Repeat the listing word for word. No pictures belong in the copy.

↓↓↓

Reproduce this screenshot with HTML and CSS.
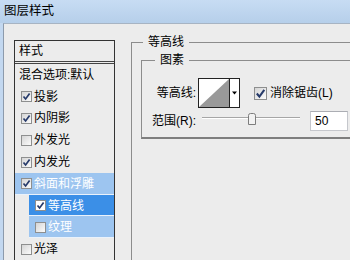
FILE: index.html
```html
<!DOCTYPE html>
<html lang="zh-CN">
<head>
    <meta charset="UTF-8">
    <title>图层样式</title>
    <link rel="stylesheet" href="styles.css">
</head>
<body>
    <div class="titlebar">图层样式</div>

    <div class="frame">
        <div class="client">
            <!-- lista de efeitos -->
            <div class="styles-list">
                <div class="list-head">样式</div>
                <div class="list-row plain">混合选项:默认</div>
                <div class="list-row"><span class="cb"><svg viewBox="0 0 9 9"><path d="M1.5 4.5 L3.6 7 L7.6 1.6"/></svg></span>投影</div>
                <div class="list-row"><span class="cb"><svg viewBox="0 0 9 9"><path d="M1.5 4.5 L3.6 7 L7.6 1.6"/></svg></span>内阴影</div>
                <div class="list-row"><span class="cb"></span>外发光</div>
                <div class="list-row"><span class="cb"><svg viewBox="0 0 9 9"><path d="M1.5 4.5 L3.6 7 L7.6 1.6"/></svg></span>内发光</div>
                <div class="list-row sel"><span class="cb"><svg viewBox="0 0 9 9"><path d="M1.5 4.5 L3.6 7 L7.6 1.6"/></svg></span>斜面和浮雕</div>
                <div class="list-row sub active"><span class="cb"><svg viewBox="0 0 9 9"><path d="M1.5 4.5 L3.6 7 L7.6 1.6"/></svg></span>等高线</div>
                <div class="list-row sub sel"><span class="cb"></span>纹理</div>
                <div class="list-row"><span class="cb"></span>光泽</div>
            </div>

            <div class="panel">
                <fieldset class="group outer">
                    <legend>等高线</legend>
                    <fieldset class="group inner">
                        <legend>图素</legend>
                        <div class="field first">
                            <span class="field-label">等高线:</span>
                            <div class="curve">
                                <svg width="40" height="28" viewBox="0 0 40 28">
                                    <rect x="0" y="0" width="40" height="28" fill="#fff"/>
                                    <polygon points="0,28 30,0 30,28" fill="#999"/>
                                    <line x1="30.5" y1="0" x2="30.5" y2="28" stroke="#222"/>
                                    <polygon points="33,12.5 38,12.5 35.5,15.5" fill="#000"/>
                                </svg>
                            </div>
                            <span class="cb big"><svg viewBox="0 0 9 9"><path d="M1.5 4.5 L3.6 7 L7.6 1.6"/></svg></span>
                            <span class="check-label">消除锯齿(L)</span>
                        </div>
                        <div class="field">
                            <span class="field-label">范围(R):</span>
                            <svg class="slider" width="98" height="20" viewBox="0 0 98 20">
                                <line x1="0" y1="6.5" x2="98" y2="6.5" stroke="#a6a6a6"/>
                                <line x1="0" y1="7.5" x2="98" y2="7.5" stroke="#fff"/>
                                <path d="M46.5 13.5 V4.5 Q46.5 2.5 48.5 2.5 H51.5 Q53.5 2.5 53.5 4.5 V13.5 Z" fill="#f2f2f2" stroke="#7d7d7d"/>
                            </svg>
                            <div class="num">50</div>
                        </div>
                    </fieldset>
                </fieldset>
            </div>
        </div>
    </div>
</body>
</html>
```

FILE: styles.css
```css
body {
    margin: 0;
    width: 350px;
    height: 260px;
    overflow: hidden;
    background-color: #ececec;
    font-family: "Liberation Sans", "Noto Sans CJK SC", sans-serif;
    font-size: 12px;
    line-height: 16px;
    color: #000;
}

.titlebar {
    height: 23px;
    padding-left: 4px;
    line-height: 22px;
    font-size: 12.5px;
    background: linear-gradient(#c7dcf3, #b6cfea);
}

.frame {
    display: flex;
    height: 237px;
    border-left: 3px solid #c3d8f0;
}

.client {
    flex: 1;
    display: flex;
    overflow: hidden;
    border-left: 1px solid #8d9bac;
    border-top: 1px solid #a7b4c3;
}

/* lista da esquerda */
.styles-list {
    box-sizing: border-box;
    width: 101px;
    margin: 16px 0 0 10px;
    border: 1px solid #333;
    border-bottom: none;
    display: flex;
    flex-direction: column;
}

.list-head {
    height: 20px;
    line-height: 20px;
    padding-left: 4px;
    border-bottom: 3px double #444;
}

.list-row {
    height: 22px;
    display: flex;
    align-items: center;
    padding-left: 6px;
}

.list-row.plain {
    padding-left: 4px;
}

.list-row.sub {
    margin-left: 14px;
}

.list-row.sel {
    background-color: #9dc5f0;
    color: #fff;
    box-shadow: inset 0 -1px 0 #eaf2fb;
}

.list-row.active {
    background-color: #3b8fe7;
    color: #fff;
    box-shadow: inset 0 -1px 0 #eaf2fb;
}

.cb {
    box-sizing: border-box;
    width: 11px;
    height: 11px;
    margin-right: 2px;
    border: 1px solid #8e8f8f;
    background: linear-gradient(135deg, #d5d5d5, #fbfbfb);
    display: flex;
}

.cb svg {
    width: 9px;
    height: 9px;
    fill: none;
    stroke: #263a6a;
    stroke-width: 1.7;
}

.list-row.active .cb {
    background: #fff;
}

.cb.big {
    width: 13px;
    height: 13px;
    margin-left: 14px;
    margin-right: 3px;
}

.cb.big svg {
    width: 11px;
    height: 11px;
}

/* painel da direita */
.panel {
    flex: 1;
    margin-left: 16px;
    padding-top: 10px;
}

.group {
    margin: 0;
    padding: 0;
    min-width: 0;
    border: 1px solid #8c8c8c;
    border-right: none;
}

.group legend {
    padding: 0 5px;
    line-height: 16px;
}

.outer {
    height: 260px;
    padding-left: 9px;
    border-bottom: none;
}

.outer legend {
    margin-left: 2px;
}

.inner {
    margin-top: 2px;
    padding-bottom: 6px;
    border-bottom: 2px solid #7e7e7e;
}

.inner legend {
    margin-left: 13px;
}

.field {
    display: flex;
    align-items: center;
    margin-top: 3px;
}

.field.first {
    margin-top: 10px;
}

.field-label {
    width: 54px;
    text-align: right;
}

.curve {
    margin-left: 2px;
    width: 40px;
    height: 28px;
    border: 1px solid #222;
}

.curve svg {
    display: block;
}

.slider {
    display: block;
    margin-left: 6px;
}

.num {
    box-sizing: border-box;
    width: 38px;
    height: 20px;
    margin-left: 10px;
    padding-left: 4px;
    line-height: 18px;
    background-color: #fff;
    border: 1px solid #c5c7cc;
    border-top-color: #abadb3;
}
```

↑↑↑

Result for this task:
Reproduce this screenshot with HTML and CSS.
FILE: index.html
```html
<!DOCTYPE html>
<html lang="zh-CN">
<head>
    <meta charset="UTF-8">
    <title>图层样式</title>
    <link rel="stylesheet" href="styles.css">
</head>
<body>
    <div class="titlebar">图层样式</div>

    <div class="frame">
        <div class="client">
            <!-- lista de efeitos -->
            <div class="styles-list">
                <div class="list-head">样式</div>
                <div class="list-row plain">混合选项:默认</div>
                <div class="list-row"><span class="cb"><svg viewBox="0 0 9 9"><path d="M1.5 4.5 L3.6 7 L7.6 1.6"/></svg></span>投影</div>
                <div class="list-row"><span class="cb"><svg viewBox="0 0 9 9"><path d="M1.5 4.5 L3.6 7 L7.6 1.6"/></svg></span>内阴影</div>
                <div class="list-row"><span class="cb"></span>外发光</div>
                <div class="list-row"><span class="cb"><svg viewBox="0 0 9 9"><path d="M1.5 4.5 L3.6 7 L7.6 1.6"/></svg></span>内发光</div>
                <div class="list-row sel"><span class="cb"><svg viewBox="0 0 9 9"><path d="M1.5 4.5 L3.6 7 L7.6 1.6"/></svg></span>斜面和浮雕</div>
                <div class="list-row sub active"><span class="cb"><svg viewBox="0 0 9 9"><path d="M1.5 4.5 L3.6 7 L7.6 1.6"/></svg></span>等高线</div>
                <div class="list-row sub sel"><span class="cb"></span>纹理</div>
                <div class="list-row"><span class="cb"></span>光泽</div>
            </div>

            <div class="panel">
                <fieldset class="group outer">
                    <legend>等高线</legend>
                    <fieldset class="group inner">
                        <legend>图素</legend>
                        <div class="field first">
                            <span class="field-label">等高线:</span>
                            <div class="curve">
                                <svg width="40" height="28" viewBox="0 0 40 28">
                                    <rect x="0" y="0" width="40" height="28" fill="#fff"/>
                                    <polygon points="0,28 30,0 30,28" fill="#999"/>
                                    <line x1="30.5" y1="0" x2="30.5" y2="28" stroke="#222"/>
                                    <polygon points="33,12.5 38,12.5 35.5,15.5" fill="#000"/>
                                </svg>
                            </div>
                            <span class="cb big"><svg viewBox="0 0 9 9"><path d="M1.5 4.5 L3.6 7 L7.6 1.6"/></svg></span>
                            <span class="check-label">消除锯齿(L)</span>
                        </div>
                        <div class="field">
                            <span class="field-label">范围(R):</span>
                            <svg class="slider" width="98" height="20" viewBox="0 0 98 20">
                                <line x1="0" y1="6.5" x2="98" y2="6.5" stroke="#a6a6a6"/>
                                <line x1="0" y1="7.5" x2="98" y2="7.5" stroke="#fff"/>
                                <path d="M46.5 13.5 V4.5 Q46.5 2.5 48.5 2.5 H51.5 Q53.5 2.5 53.5 4.5 V13.5 Z" fill="#f2f2f2" stroke="#7d7d7d"/>
                            </svg>
                            <div class="num">50</div>
                        </div>
                    </fieldset>
                </fieldset>
            </div>
        </div>
    </div>
</body>
</html>
```

FILE: styles.css
```css
body {
    margin: 0;
    width: 350px;
    height: 260px;
    overflow: hidden;
    background-color: #ececec;
    font-family: "Liberation Sans", "Noto Sans CJK SC", sans-serif;
    font-size: 12px;
    line-height: 16px;
    color: #000;
}

.titlebar {
    height: 23px;
    padding-left: 4px;
    line-height: 22px;
    font-size: 12.5px;
    background: linear-gradient(#c7dcf3, #b6cfea);
}

.frame {
    display: flex;
    height: 237px;
    border-left: 3px solid #c3d8f0;
}

.client {
    flex: 1;
    display: flex;
    overflow: hidden;
    border-left: 1px solid #8d9bac;
    border-top: 1px solid #a7b4c3;
}

/* lista da esquerda */
.styles-list {
    box-sizing: border-box;
    width: 101px;
    margin: 16px 0 0 10px;
    border: 1px solid #333;
    border-bottom: none;
    display: flex;
    flex-direction: column;
}

.list-head {
    height: 20px;
    line-height: 20px;
    padding-left: 4px;
    border-bottom: 3px double #444;
}

.list-row {
    height: 22px;
    display: flex;
    align-items: center;
    padding-left: 6px;
}

.list-row.plain {
    padding-left: 4px;
}

.list-row.sub {
    margin-left: 14px;
}

.list-row.sel {
    background-color: #9dc5f0;
    color: #fff;
    box-shadow: inset 0 -1px 0 #eaf2fb;
}

.list-row.active {
    background-color: #3b8fe7;
    color: #fff;
    box-shadow: inset 0 -1px 0 #eaf2fb;
}

.cb {
    box-sizing: border-box;
    width: 11px;
    height: 11px;
    margin-right: 2px;
    border: 1px solid #8e8f8f;
    background: linear-gradient(135deg, #d5d5d5, #fbfbfb);
    display: flex;
}

.cb svg {
    width: 9px;
    height: 9px;
    fill: none;
    stroke: #263a6a;
    stroke-width: 1.7;
}

.list-row.active .cb {
    background: #fff;
}

.cb.big {
    width: 13px;
    height: 13px;
    margin-left: 14px;
    margin-right: 3px;
}

.cb.big svg {
    width: 11px;
    height: 11px;
}

/* painel da direita */
.panel {
    flex: 1;
    margin-left: 16px;
    padding-top: 10px;
}

.group {
    margin: 0;
    padding: 0;
    min-width: 0;
    border: 1px solid #8c8c8c;
    border-right: none;
}

.group legend {
    padding: 0 5px;
    line-height: 16px;
}

.outer {
    height: 260px;
    padding-left: 9px;
    border-bottom: none;
}

.outer legend {
    margin-left: 2px;
}

.inner {
    margin-top: 2px;
    padding-bottom: 6px;
    border-bottom: 2px solid #7e7e7e;
}

.inner legend {
    margin-left: 13px;
}

.field {
    display: flex;
    align-items: center;
    margin-top: 3px;
}

.field.first {
    margin-top: 10px;
}

.field-label {
    width: 54px;
    text-align: right;
}

.curve {
    margin-left: 2px;
    width: 40px;
    height: 28px;
    border: 1px solid #222;
}

.curve svg {
    display: block;
}

.slider {
    display: block;
    margin-left: 6px;
}

.num {
    box-sizing: border-box;
    width: 38px;
    height: 20px;
    margin-left: 10px;
    padding-left: 4px;
    line-height: 18px;
    background-color: #fff;
    border: 1px solid #c5c7cc;
    border-top-color: #abadb3;
}
```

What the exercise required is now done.